Mastering Distributed Transactions: From 2PC to Seata AT Mode

0. Introduction

From CPU to memory, disk, OS, and network, computer systems contain many unreliable factors. Engineers use various hardware and software techniques—TCP for reliable transmission, RAID for storage, ARIES‑based transaction mechanisms for databases—to ensure correct processing. This article first introduces ACID properties of single‑node database transactions, then highlights the difficulties of operating multiple data sources in distributed scenarios, and finally presents common distributed‑transaction solutions that aim to provide ACID guarantees across multiple databases.

1. Single‑Data‑Source vs Multi‑Data‑Source Transactions

A single‑data‑source transaction (local transaction) relies on the database's built‑in transaction mechanism to guarantee atomicity, consistency, isolation, and durability (ACID). In a microservice‑based e‑commerce system, services such as shopping, inventory, and order each maintain independent databases. When a shopping service calls inventory and order services to complete an order, the overall business spans multiple databases, and local transaction mechanisms cannot ensure global consistency.

2. Common Distributed Transaction Solutions

2.1 Distributed Transaction Model

Key terms include transaction participants (e.g., each database), transaction coordinator (the service that accesses multiple data sources), resource manager (often synonymous with participant), and transaction manager (often synonymous with coordinator). The transaction manager coordinates multiple participants to achieve a global ACID property.

2.2 Two‑General Problem and Idempotency

The classic network two‑general problem illustrates uncertainty when a messenger may be captured. In distributed systems, similar uncertainty arises when a client does not receive a server response due to network failures, making it impossible to know whether an operation succeeded. Idempotent handling ensures that repeated requests produce the same effect.

2.3 Two‑Phase Commit (2PC) & Three‑Phase Commit (3PC)

2PC consists of a prepare phase (participants report readiness) and a commit phase (coordinator instructs commit or rollback). Participants must implement Prepare(), Commit(), and Rollback() interfaces, often via the XA protocol. Drawbacks include performance loss due to blocking, coordinator failure leading to uncertainty, and limited applicability in microservice environments where XA is not used. 3PC adds an extra inquiry phase to mitigate blocking but still cannot fully handle coordinator crashes.

2.4 TCC (Try‑Confirm‑Cancel)

TCC splits a global transaction into Try (resource lock), Confirm (commit), and Cancel (rollback) phases.
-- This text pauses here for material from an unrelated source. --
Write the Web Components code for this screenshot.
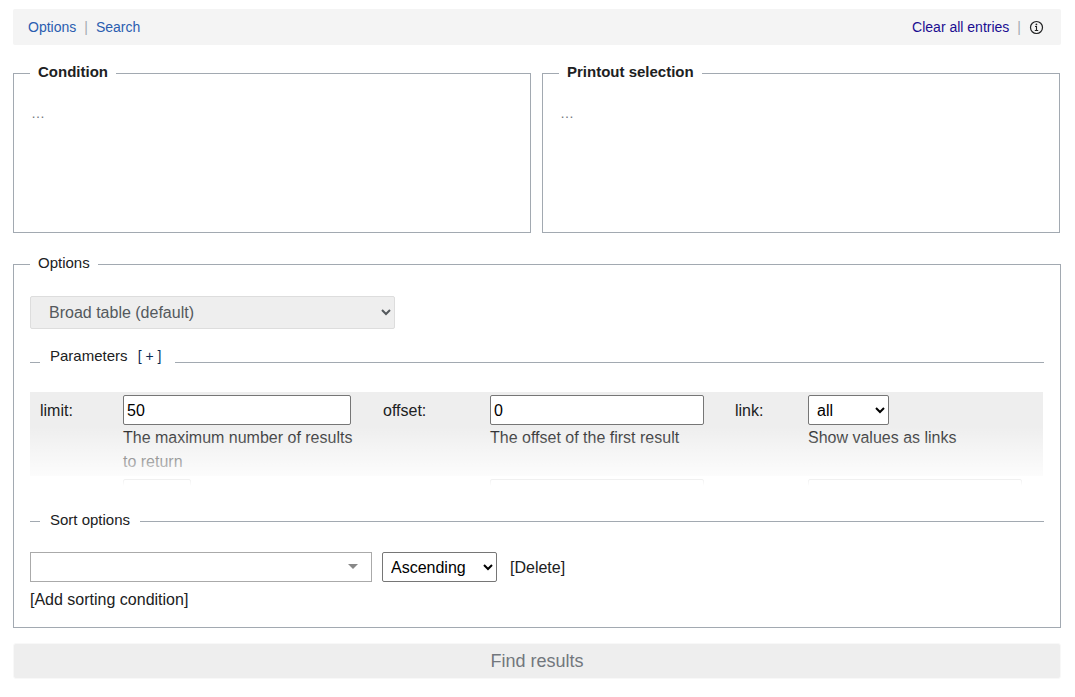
<!DOCTYPE html>
<html lang="en">
<head>
<meta charset="utf-8">
<meta name="viewport" content="width=device-width, initial-scale=1">
<title>Semantic search</title>
<style>
  body {
    margin: 9px 14px 18px 13px;
    background: #fff;
    color: #202122;
    font: 16px/24px "Liberation Sans", Arial, sans-serif;
  }
</style>
</head>
<body>
<ask-page></ask-page>

<script>
const define = (name, html, setup) => {
  const template = document.createElement('template');
  template.innerHTML = html;
  customElements.define(name, class extends HTMLElement {
    constructor() {
      super();
      this.attachShadow({ mode: 'open' }).append(template.content.cloneNode(true));
    }
    connectedCallback() {
      if (setup && !this.ready) {
        this.ready = true;
        setup(this, this.shadowRoot);
      }
    }
  });
};

/* Bar of links above the form */
define('ask-toolbar', `
  <style>
    :host { display: block; }
    nav { display: flex; align-items: center; justify-content: space-between; height: 36px;
          padding: 0 17px 0 15px; background: #f4f4f4; border-radius: 2px; font-size: 14px; }
    div { display: flex; align-items: center; gap: 8px; }
    a { color: #2a5db0; text-decoration: none; }
    .clear { color: #1a0d91; }
    .bar { color: #a2a9b1; }
    button { display: flex; margin: 0; padding: 1px 0 0; border: 0; background: none; color: #202122; }
  </style>
  <nav>
    <div><a href="#options">Options</a><span class="bar">|</span><a href="#search">Search</a></div>
    <div><a class="clear" href="#clear">Clear all entries</a><span class="bar">|</span>
      <button type="button" aria-label="Help">
        <svg width="15" height="15" viewBox="0 0 15 15" fill="none" stroke="currentColor">
          <circle cx="7.5" cy="7.5" r="6" stroke-width="1.2"/>
          <path d="M6 6.5h1.5v4M5.8 10.5h3.4" stroke-width="1.1"/>
          <circle cx="7.4" cy="4.4" r=".9" fill="currentColor" stroke="none"/>
        </svg>
      </button></div>
  </nav>`);

/* Framed group with a caption on its border */
define('ask-panel', `
  <style>
    :host { display: block; min-width: 0; }
    fieldset { min-width: 0; margin: 0; padding: 0 16px 15px; border: 1px solid #a2a9b1; }
    legend { padding: 0 8px 2px; font-size: 15px; line-height: 18px; }
    :host([strong]) legend { font-weight: bold; }
  </style>
  <fieldset><legend></legend><slot></slot></fieldset>`,
  (host, root) => { root.querySelector('legend').textContent = host.getAttribute('caption'); });

/* Free text area of a query part */
define('ask-editor', `
  <style>
    :host { display: block; padding-top: 20px; }
    textarea { display: block; box-sizing: border-box; width: 100%; height: 114px; margin: 0; padding: 0 1px;
               border: 0; outline: 0; resize: none; background: none; color: #202122;
               font: 14px/20px "Liberation Sans", Arial, sans-serif; }
    textarea::placeholder { color: #72777d; }
  </style>
  <textarea placeholder="…"></textarea>`,
  (host, root) => { root.querySelector('textarea').setAttribute('aria-label', host.getAttribute('label')); });

/* Inner group: only a rule beside its caption */
define('ask-section', `
  <style>
    :host { display: block; }
    fieldset { min-width: 0; margin: 0; padding: 0; border: 0; border-top: 1px solid #a2a9b1; }
    legend { margin-left: 10px; padding: 0 10px 2px; font-size: 15px; line-height: 18px; }
    :host([raised]) legend { padding: 0 14px 12px 10px; }
  </style>
  <fieldset><legend><slot name="caption"></slot></legend><slot></slot></fieldset>`);

/* One labelled parameter: label, control, description */
define('ask-field', `
  <style>
    :host { display: grid; grid-column: span 2; grid-template-columns: subgrid; padding: 3px 0 2px; background: #eee; }
    :host([bare]) { background: none; }
    label { padding-left: 10px; line-height: 32px; }
    .value { min-width: 0; padding-right: 10px; }
    input, select { display: block; box-sizing: border-box; height: 30px; margin: 0; border: 1px solid #767676;
                    border-radius: 2px; background: #fff; color: #000; font: 16px "Liberation Sans", Arial, sans-serif; }
    input { width: 95%; padding: 1px 3px 0; }
    select { padding: 0 4px; }
    p { margin: 1px 0 0; }
  </style>
  <label for="control"></label><div class="value"></div>`,
  (host, root) => {
    const label = root.querySelector('label');
    const cell = root.querySelector('.value');
    label.textContent = host.getAttribute('label') || '';
    const kind = host.getAttribute('kind') || 'input';
    const control = document.createElement(kind);
    control.id = 'control';
    if (kind === 'select') {
      control.add(new Option(host.getAttribute('value') || ''));
      control.style.width = host.getAttribute('size') + 'px';
    } else {
      control.type = 'text';
      control.value = host.getAttribute('value') || '';
    }
    if (host.hasAttribute('bare')) control.setAttribute('aria-label', 'Further parameter');
    cell.append(control);
    if (host.hasAttribute('note')) {
      const note = document.createElement('p');
      note.textContent = host.getAttribute('note');
      cell.append(note);
    }
  });

/* Collapsed parameter list that fades out at its lower edge */
define('ask-parameters', `
  <style>
    :host { display: block; position: relative; height: 94px; overflow: hidden; }
    .grid { display: grid; grid-template-columns: 93fr 250fr 117fr 235fr 83fr 235fr; padding-right: 1px; }
    .fade { position: absolute; inset: auto 0 0; height: 60px; pointer-events: none;
            background: linear-gradient(rgba(255,255,255,0), #fff); }
  </style>
  <div class="grid"><slot></slot></div><div class="fade"></div>`);

/* Sorting row */
define('ask-sort', `
  <style>
    :host { display: block; }
    .row { display: flex; align-items: center; gap: 10px; }
    .combo { position: relative; width: 342px; }
    .combo svg { position: absolute; right: 14px; top: 12px; }
    input, select { display: block; box-sizing: border-box; height: 30px; margin: 0; background: #fff; color: #000;
                    font: 16px "Liberation Sans", Arial, sans-serif; }
    input { width: 100%; padding: 0 30px 0 8px; border: 1px solid #aaa; }
    select { width: 115px; padding: 0 4px; border: 1px solid #767676; border-radius: 2px; }
    a { color: #202122; text-decoration: none; }
    .delete { padding: 2px 0 0 3px; }
    .add { display: block; width: max-content; margin-top: 6px; }
  </style>
  <div class="row">
    <div class="combo"><input type="text" role="combobox" aria-expanded="false" aria-label="Sort by property">
      <svg width="10" height="5" viewBox="0 0 10 5"><path d="M0 0h10L5 5z" fill="#888"/></svg></div>
    <select aria-label="Sort order"><option>Ascending</option><option>Descending</option></select>
    <a class="delete" href="#delete">[Delete]</a>
  </div>
  <a class="add" href="#add">[Add sorting condition]</a>`);

/* Whole form */
define('ask-page', `
  <style>
    :host { display: block; }
    .query { display: grid; grid-template-columns: 1fr 1fr; gap: 11px; margin-top: 18px; padding-right: 1px; }
    .options { margin-top: 21px; }
    .format { display: block; box-sizing: border-box; width: 36%; height: 33px; margin: 22px 0 0; padding: 0 0 0 14px;
              border: 1px solid #ddd; border-radius: 2px; background: #eee; color: #54595d;
              font: 16px "Liberation Sans", Arial, sans-serif; }
    .parameters { margin-top: 18px; }
    .parameters a { margin-left: 6px; color: #0b2a52; font-size: 14px; text-decoration: none; }
    ask-parameters { margin-top: 15px; }
    .sorting { margin-top: 25px; }
    ask-sort { padding: 21px 0 0; }
    .find { display: block; width: 100%; height: 36px; margin: 15px 0 0; padding: 0; border: 1px solid #f8f8f8;
            border-radius: 3px; background: #eee; color: #72777d; font: 18px "Liberation Sans", Arial, sans-serif; }
  </style>
  <ask-toolbar></ask-toolbar>
  <div class="query">
    <ask-panel strong caption="Condition"><ask-editor label="Condition"></ask-editor></ask-panel>
    <ask-panel strong caption="Printout selection"><ask-editor label="Printout selection"></ask-editor></ask-panel>
  </div>
  <ask-panel class="options" caption="Options">
    <select class="format" aria-label="Result format"><option>Broad table (default)</option></select>
    <ask-section class="parameters" raised>
      <span slot="caption">Parameters <a href="#more">[ + ]</a></span>
      <ask-parameters>
        <ask-field label="limit:" value="50" note="The maximum number of results to return"></ask-field>
        <ask-field label="offset:" value="0" note="The offset of the first result"></ask-field>
        <ask-field label="link:" kind="select" size="81" value="all" note="Show values as links"></ask-field>
        <ask-field bare kind="select" size="68"></ask-field>
        <ask-field bare></ask-field>
        <ask-field bare></ask-field>
      </ask-parameters>
    </ask-section>
    <ask-section class="sorting">
      <span slot="caption">Sort options</span>
      <ask-sort></ask-sort>
    </ask-section>
  </ask-panel>
  <button class="find" type="submit">Find results</button>`);
</script>
</body>
</html>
If all Try calls succeed, the transaction proceeds to Confirm; otherwise, Cancel is invoked. Idempotency is achieved through deduplication tables or KV stores.

2.5 Transaction Status Table

A central status table records the progress of each sub‑operation (e.g., inventory deduction, order creation). A background task scans the table and retries incomplete steps until the transaction reaches a final state or is marked error for manual intervention.

2.6 Message‑Middleware Based Final‑Consistency

This approach uses a message queue (e.g., RabbitMQ) to achieve eventual consistency. The correct workflow places the database write and message enqueue in the same local transaction, ensuring atomicity. Consumers process messages idempotently using deduplication tables. The article contrasts a mistaken implementation that ignores the two‑general problem with the proper design that guarantees no message loss and no duplicate consumption.

3. Implementation of Seata in AT Mode

3.1 Overview of AT Mode Workflow

Seata’s AT mode builds on relational database local transactions, intercepting SQL to record custom undo logs. The two phases are: (1) acquire local lock, execute local transaction, record undo log, and release local lock; (2) if global commit is required, asynchronously delete undo logs; if rollback is needed, replay undo logs to compensate.

3.2 Detailed AT Mode Workflow

An e‑commerce example shows a user purchasing a mouse, involving inventory deduction and order creation. The article presents the relevant t_repo and t_order tables, the SQL sequence wrapped in <code>start global_trx call inventory service call order service commit global_trx</code> , and the undo_log table structure that stores before‑ and after‑images for each branch transaction.

During the first phase, each branch commits its local transaction and records undo logs. Seata aggregates branch statuses to decide global commit or rollback. On commit, branches simply delete their undo logs; on rollback, they use undo logs to generate compensation SQL and restore original data, ensuring atomicity, consistency, and durability.

For isolation, AT mode uses a global lock. Write isolation prevents concurrent writes to the same record by requiring a global lock before committing the local transaction. Read isolation operates at the “read‑uncommitted” level by default, but can be upgraded to “read‑committed” using Seata’s SelectForUpdateExecutor , which acquires a global lock for SELECT FOR UPDATE statements.

4. Conclusion

All discussed solutions—2PC, 3PC, TCC, transaction‑status‑table, and Seata AT mode—share the core idea of a coordinator managing the progress of local transactions to achieve a global ACID property, each with its own trade‑offs. Practical innovations, such as message‑queue‑based eventual consistency, often inspire new standards in distributed transaction processing.